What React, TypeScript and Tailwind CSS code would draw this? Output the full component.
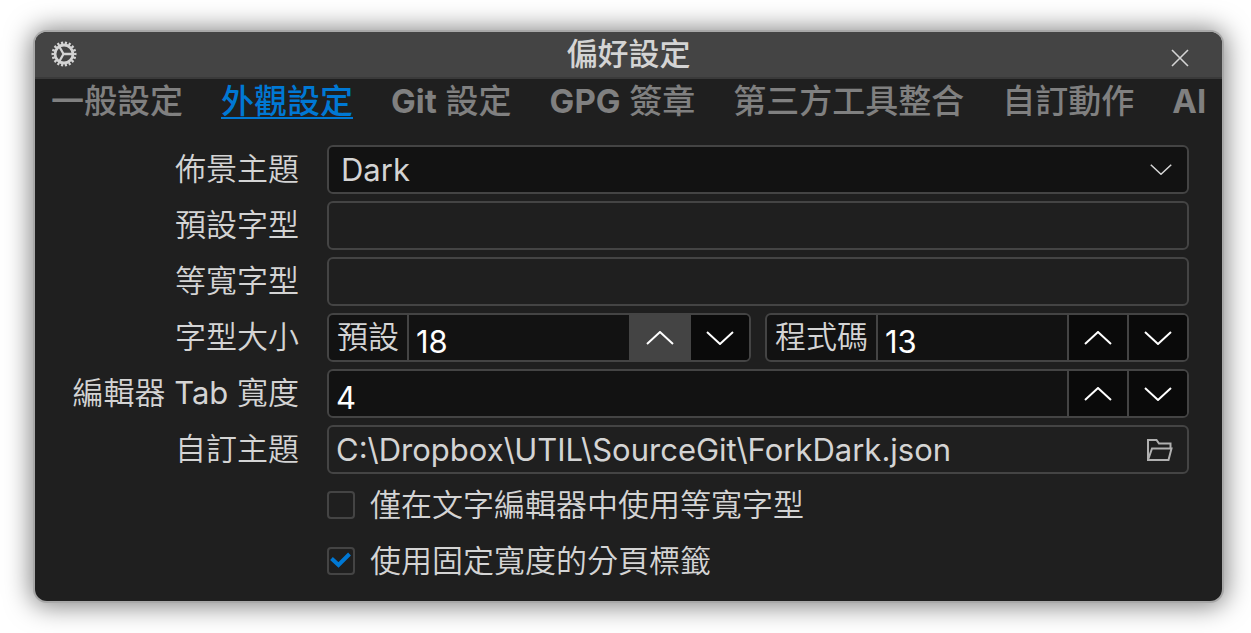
import { useState, type ReactNode } from 'react';

const TABS = ['一般設定', '外觀設定', 'Git 設定', 'GPG 簽章', '第三方工具整合', '自訂動作', 'AI'];

/* Latin words carry a heavier weight than the CJK text around them. */
function Mixed({ text, latin }: { text: string; latin: string }) {
  return (
    <>
      {text.split(/([A-Za-z]+)/).map((part, i) =>
        i % 2 ? (
          <span key={i} className={latin}>
            {part}
          </span>
        ) : (
          part
        ),
      )}
    </>
  );
}

function GearIcon() {
  return (
    <svg viewBox="0 0 26 26" className="size-[26px]" fill="none" stroke="currentColor" aria-hidden="true">
      <circle cx="13" cy="13" r="11" strokeWidth="3" pathLength="72" strokeDasharray="2.200 1.800" strokeDashoffset="1.100" />
      <circle cx="13" cy="13" r="9" strokeWidth="2.800" />
      <path d="M12.500 13H22M12.500 13L8 5M12.500 13L8 21" strokeWidth="2.300" />
    </svg>
  );
}

function Chevron({ up = false, small = false }: { up?: boolean; small?: boolean }) {
  return (
    <svg
      viewBox="0 0 28 14"
      className={small ? 'h-[11px] w-[22px]' : 'h-[14px] w-7'}
      fill="none"
      stroke="currentColor"
      strokeWidth="2"
      aria-hidden="true"
    >
      <path d={up ? 'M1 13L14 1L27 13' : 'M1 1L14 13L27 1'} />
    </svg>
  );
}

function FolderIcon() {
  return (
    <svg viewBox="0 0 26 22" className="h-[22px] w-[26px]" fill="none" stroke="currentColor" strokeWidth="2" aria-hidden="true">
      <path d="M1 21V1H9.500L12 4.500H23.500V9.500M1 21L5 9.500H24.500L21.500 21Z" />
    </svg>
  );
}

function Row({ id, label, children }: { id: string; label: string; children: ReactNode }) {
  return (
    <>
      <label htmlFor={id} className="pb-0.5 text-right font-[350] whitespace-nowrap">
        <Mixed text={label} latin="font-normal" />
      </label>
      {children}
    </>
  );
}

function Stepper({
  id,
  caption,
  initial,
  highlighted = false,
}: {
  id: string;
  caption?: string;
  initial: number;
  highlighted?: boolean;
}) {
  const [value, setValue] = useState(initial);
  return (
    <div className="flex h-[49px] min-w-0 flex-1 rounded-md border-2 border-[#444] bg-[#121212]">
      {caption && (
        <label htmlFor={id} className="shrink-0 border-r-2 border-[#444] px-2 font-[350] leading-[43px]">
          {caption}
        </label>
      )}
      <input
        id={id}
        inputMode="numeric"
        value={value}
        onChange={(e) => setValue(Number(e.target.value) || 0)}
        className="w-0 min-w-0 flex-1 bg-transparent px-[7px] pt-2 text-white outline-none"
      />
      <button
        type="button"
        aria-label="增加"
        onClick={() => setValue(value + 1)}
        className={`flex w-[60px] shrink-0 items-center justify-center border-l-2 border-[#444] text-white ${
          highlighted ? 'bg-[#444]' : 'bg-[#0a0a0a]'
        }`}
      >
        <Chevron up />
      </button>
      <button
        type="button"
        aria-label="減少"
        onClick={() => setValue(value - 1)}
        className="flex w-[60px] shrink-0 items-center justify-center rounded-r border-l-2 border-[#444] bg-[#0a0a0a] text-white"
      >
        <Chevron />
      </button>
    </div>
  );
}

function Check({ label, initial }: { label: string; initial: boolean }) {
  const [checked, setChecked] = useState(initial);
  return (
    <label className="col-start-2 flex h-[49px] items-center gap-[15px] pb-0.5 font-[350]">
      <span className="relative flex size-7">
        <input
          type="checkbox"
          checked={checked}
          onChange={(e) => setChecked(e.target.checked)}
          className="size-7 appearance-none rounded border-2 border-[#444]"
        />
        {checked && (
          <svg
            viewBox="0 0 28 28"
            className="pointer-events-none absolute inset-0 size-7 text-[#0078d4]"
            fill="none"
            stroke="currentColor"
            strokeWidth="4"
            aria-hidden="true"
          >
            <path d="M4.500 11.500L11.500 18L22.500 7" />
          </svg>
        )}
      </span>
      {label}
    </label>
  );
}

export default function App() {
  const [tab, setTab] = useState(TABS[1]);
  const [theme, setTheme] = useState('Dark');
  const [path, setPath] = useState('C:\\Dropbox\\UTIL\\SourceGit\\ForkDark.json');
  const field = 'h-[49px] w-full min-w-0 rounded-md border-2 border-[#444] px-[7px] outline-none';

  return (
    <div className="min-h-screen bg-white pt-8 pr-[29px] pb-8 pl-[35px] font-['Inter','Noto_Sans_CJK_TC',sans-serif] text-[31px] leading-10 text-[#d4d4d4]">
      <main className="overflow-hidden rounded-xl bg-[#1f1f1f] shadow-[0_0_0_2px_#a8a8a8,0_1px_26px_4px_rgba(0,0,0,0.5)]">
        <header className="grid h-[47px] grid-cols-[1fr_auto_1fr] items-center border-b-2 border-[#3a3a3a] bg-[#444] px-4 pb-0.5">
          <GearIcon />
          <h1 className="font-medium">偏好設定</h1>
          <button type="button" aria-label="關閉" className="mr-2 flex size-9 items-center justify-center justify-self-end pt-2">
            <svg viewBox="0 0 18 18" className="size-[18px]" fill="none" stroke="currentColor" strokeWidth="1.600" aria-hidden="true">
              <path d="M1 1L17 17M17 1L1 17" />
            </svg>
          </button>
        </header>

        <nav className="flex gap-[38px] pl-4 text-[33px] font-medium whitespace-nowrap">
          {TABS.map((name) => (
            <button
              key={name}
              type="button"
              aria-pressed={tab === name}
              onClick={() => setTab(name)}
              className={`h-10 shrink-0 border-b-2 pt-1.5 leading-8 ${
                tab === name ? 'border-[#0078d4] text-[#0078d4]' : 'border-transparent text-[#808080]'
              }`}
            >
              <Mixed text={name} latin="font-bold" />
            </button>
          ))}
        </nav>

        <form className="grid grid-cols-[264px_minmax(0,1fr)] items-center gap-x-7 gap-y-[7px] pt-[26px] pr-[33px] pb-[15px]">
          <Row id="theme" label="佈景主題">
            <div className="relative">
              <select
                id="theme"
                value={theme}
                onChange={(e) => setTheme(e.target.value)}
                className="block h-[49px] w-full appearance-none rounded-md border-2 border-[#444] bg-[#121212] px-3 outline-none"
              >
                <option>Dark</option>
              </select>
              <span className="pointer-events-none absolute inset-y-0 right-[17px] flex items-center">
                <Chevron small />
              </span>
            </div>
          </Row>
          <Row id="default-font" label="預設字型">
            <input id="default-font" className={field} />
          </Row>
          <Row id="mono-font" label="等寬字型">
            <input id="mono-font" className={field} />
          </Row>
          <Row id="size-default" label="字型大小">
            <div className="flex gap-[14px]">
              <Stepper id="size-default" caption="預設" initial={18} highlighted />
              <Stepper id="size-code" caption="程式碼" initial={13} />
            </div>
          </Row>
          <Row id="tab-width" label="編輯器 Tab 寬度">
            <Stepper id="tab-width" initial={4} />
          </Row>
          <Row id="custom-theme" label="自訂主題">
            <div className="flex h-[49px] items-center rounded-md border-2 border-[#444]">
              <input
                id="custom-theme"
                value={path}
                onChange={(e) => setPath(e.target.value)}
                className="min-w-0 flex-1 bg-transparent px-[7px] outline-none"
              />
              <button type="button" aria-label="瀏覽" className="flex w-[54px] items-center justify-center self-stretch text-[#b0b0b0]">
                <FolderIcon />
              </button>
            </div>
          </Row>
          <Check label="僅在文字編輯器中使用等寬字型" initial={false} />
          <Check label="使用固定寬度的分頁標籤" initial />
        </form>
      </main>
    </div>
  );
}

## Exercise requirements
Leave every image out, and retype the material exactly.

## Full output
What React, TypeScript and Tailwind CSS code would draw this? Output the full component.
import { useState, type ReactNode } from 'react';

const TABS = ['一般設定', '外觀設定', 'Git 設定', 'GPG 簽章', '第三方工具整合', '自訂動作', 'AI'];

/* Latin words carry a heavier weight than the CJK text around them. */
function Mixed({ text, latin }: { text: string; latin: string }) {
  return (
    <>
      {text.split(/([A-Za-z]+)/).map((part, i) =>
        i % 2 ? (
          <span key={i} className={latin}>
            {part}
          </span>
        ) : (
          part
        ),
      )}
    </>
  );
}

function GearIcon() {
  return (
    <svg viewBox="0 0 26 26" className="size-[26px]" fill="none" stroke="currentColor" aria-hidden="true">
      <circle cx="13" cy="13" r="11" strokeWidth="3" pathLength="72" strokeDasharray="2.200 1.800" strokeDashoffset="1.100" />
      <circle cx="13" cy="13" r="9" strokeWidth="2.800" />
      <path d="M12.500 13H22M12.500 13L8 5M12.500 13L8 21" strokeWidth="2.300" />
    </svg>
  );
}

function Chevron({ up = false, small = false }: { up?: boolean; small?: boolean }) {
  return (
    <svg
      viewBox="0 0 28 14"
      className={small ? 'h-[11px] w-[22px]' : 'h-[14px] w-7'}
      fill="none"
      stroke="currentColor"
      strokeWidth="2"
      aria-hidden="true"
    >
      <path d={up ? 'M1 13L14 1L27 13' : 'M1 1L14 13L27 1'} />
    </svg>
  );
}

function FolderIcon() {
  return (
    <svg viewBox="0 0 26 22" className="h-[22px] w-[26px]" fill="none" stroke="currentColor" strokeWidth="2" aria-hidden="true">
      <path d="M1 21V1H9.500L12 4.500H23.500V9.500M1 21L5 9.500H24.500L21.500 21Z" />
    </svg>
  );
}

function Row({ id, label, children }: { id: string; label: string; children: ReactNode }) {
  return (
    <>
      <label htmlFor={id} className="pb-0.5 text-right font-[350] whitespace-nowrap">
        <Mixed text={label} latin="font-normal" />
      </label>
      {children}
    </>
  );
}

function Stepper({
  id,
  caption,
  initial,
  highlighted = false,
}: {
  id: string;
  caption?: string;
  initial: number;
  highlighted?: boolean;
}) {
  const [value, setValue] = useState(initial);
  return (
    <div className="flex h-[49px] min-w-0 flex-1 rounded-md border-2 border-[#444] bg-[#121212]">
      {caption && (
        <label htmlFor={id} className="shrink-0 border-r-2 border-[#444] px-2 font-[350] leading-[43px]">
          {caption}
        </label>
      )}
      <input
        id={id}
        inputMode="numeric"
        value={value}
        onChange={(e) => setValue(Number(e.target.value) || 0)}
        className="w-0 min-w-0 flex-1 bg-transparent px-[7px] pt-2 text-white outline-none"
      />
      <button
        type="button"
        aria-label="增加"
        onClick={() => setValue(value + 1)}
        className={`flex w-[60px] shrink-0 items-center justify-center border-l-2 border-[#444] text-white ${
          highlighted ? 'bg-[#444]' : 'bg-[#0a0a0a]'
        }`}
      >
        <Chevron up />
      </button>
      <button
        type="button"
        aria-label="減少"
        onClick={() => setValue(value - 1)}
        className="flex w-[60px] shrink-0 items-center justify-center rounded-r border-l-2 border-[#444] bg-[#0a0a0a] text-white"
      >
        <Chevron />
      </button>
    </div>
  );
}

function Check({ label, initial }: { label: string; initial: boolean }) {
  const [checked, setChecked] = useState(initial);
  return (
    <label className="col-start-2 flex h-[49px] items-center gap-[15px] pb-0.5 font-[350]">
      <span className="relative flex size-7">
        <input
          type="checkbox"
          checked={checked}
          onChange={(e) => setChecked(e.target.checked)}
          className="size-7 appearance-none rounded border-2 border-[#444]"
        />
        {checked && (
          <svg
            viewBox="0 0 28 28"
            className="pointer-events-none absolute inset-0 size-7 text-[#0078d4]"
            fill="none"
            stroke="currentColor"
            strokeWidth="4"
            aria-hidden="true"
          >
            <path d="M4.500 11.500L11.500 18L22.500 7" />
          </svg>
        )}
      </span>
      {label}
    </label>
  );
}

export default function App() {
  const [tab, setTab] = useState(TABS[1]);
  const [theme, setTheme] = useState('Dark');
  const [path, setPath] = useState('C:\\Dropbox\\UTIL\\SourceGit\\ForkDark.json');
  const field = 'h-[49px] w-full min-w-0 rounded-md border-2 border-[#444] px-[7px] outline-none';

  return (
    <div className="min-h-screen bg-white pt-8 pr-[29px] pb-8 pl-[35px] font-['Inter','Noto_Sans_CJK_TC',sans-serif] text-[31px] leading-10 text-[#d4d4d4]">
      <main className="overflow-hidden rounded-xl bg-[#1f1f1f] shadow-[0_0_0_2px_#a8a8a8,0_1px_26px_4px_rgba(0,0,0,0.5)]">
        <header className="grid h-[47px] grid-cols-[1fr_auto_1fr] items-center border-b-2 border-[#3a3a3a] bg-[#444] px-4 pb-0.5">
          <GearIcon />
          <h1 className="font-medium">偏好設定</h1>
          <button type="button" aria-label="關閉" className="mr-2 flex size-9 items-center justify-center justify-self-end pt-2">
            <svg viewBox="0 0 18 18" className="size-[18px]" fill="none" stroke="currentColor" strokeWidth="1.600" aria-hidden="true">
              <path d="M1 1L17 17M17 1L1 17" />
            </svg>
          </button>
        </header>

        <nav className="flex gap-[38px] pl-4 text-[33px] font-medium whitespace-nowrap">
          {TABS.map((name) => (
            <button
              key={name}
              type="button"
              aria-pressed={tab === name}
              onClick={() => setTab(name)}
              className={`h-10 shrink-0 border-b-2 pt-1.5 leading-8 ${
                tab === name ? 'border-[#0078d4] text-[#0078d4]' : 'border-transparent text-[#808080]'
              }`}
            >
              <Mixed text={name} latin="font-bold" />
            </button>
          ))}
        </nav>

        <form className="grid grid-cols-[264px_minmax(0,1fr)] items-center gap-x-7 gap-y-[7px] pt-[26px] pr-[33px] pb-[15px]">
          <Row id="theme" label="佈景主題">
            <div className="relative">
              <select
                id="theme"
                value={theme}
                onChange={(e) => setTheme(e.target.value)}
                className="block h-[49px] w-full appearance-none rounded-md border-2 border-[#444] bg-[#121212] px-3 outline-none"
              >
                <option>Dark</option>
              </select>
              <span className="pointer-events-none absolute inset-y-0 right-[17px] flex items-center">
                <Chevron small />
              </span>
            </div>
          </Row>
          <Row id="default-font" label="預設字型">
            <input id="default-font" className={field} />
          </Row>
          <Row id="mono-font" label="等寬字型">
            <input id="mono-font" className={field} />
          </Row>
          <Row id="size-default" label="字型大小">
            <div className="flex gap-[14px]">
              <Stepper id="size-default" caption="預設" initial={18} highlighted />
              <Stepper id="size-code" caption="程式碼" initial={13} />
            </div>
          </Row>
          <Row id="tab-width" label="編輯器 Tab 寬度">
            <Stepper id="tab-width" initial={4} />
          </Row>
          <Row id="custom-theme" label="自訂主題">
            <div className="flex h-[49px] items-center rounded-md border-2 border-[#444]">
              <input
                id="custom-theme"
                value={path}
                onChange={(e) => setPath(e.target.value)}
                className="min-w-0 flex-1 bg-transparent px-[7px] outline-none"
              />
              <button type="button" aria-label="瀏覽" className="flex w-[54px] items-center justify-center self-stretch text-[#b0b0b0]">
                <FolderIcon />
              </button>
            </div>
          </Row>
          <Check label="僅在文字編輯器中使用等寬字型" initial={false} />
          <Check label="使用固定寬度的分頁標籤" initial />
        </form>
      </main>
    </div>
  );
}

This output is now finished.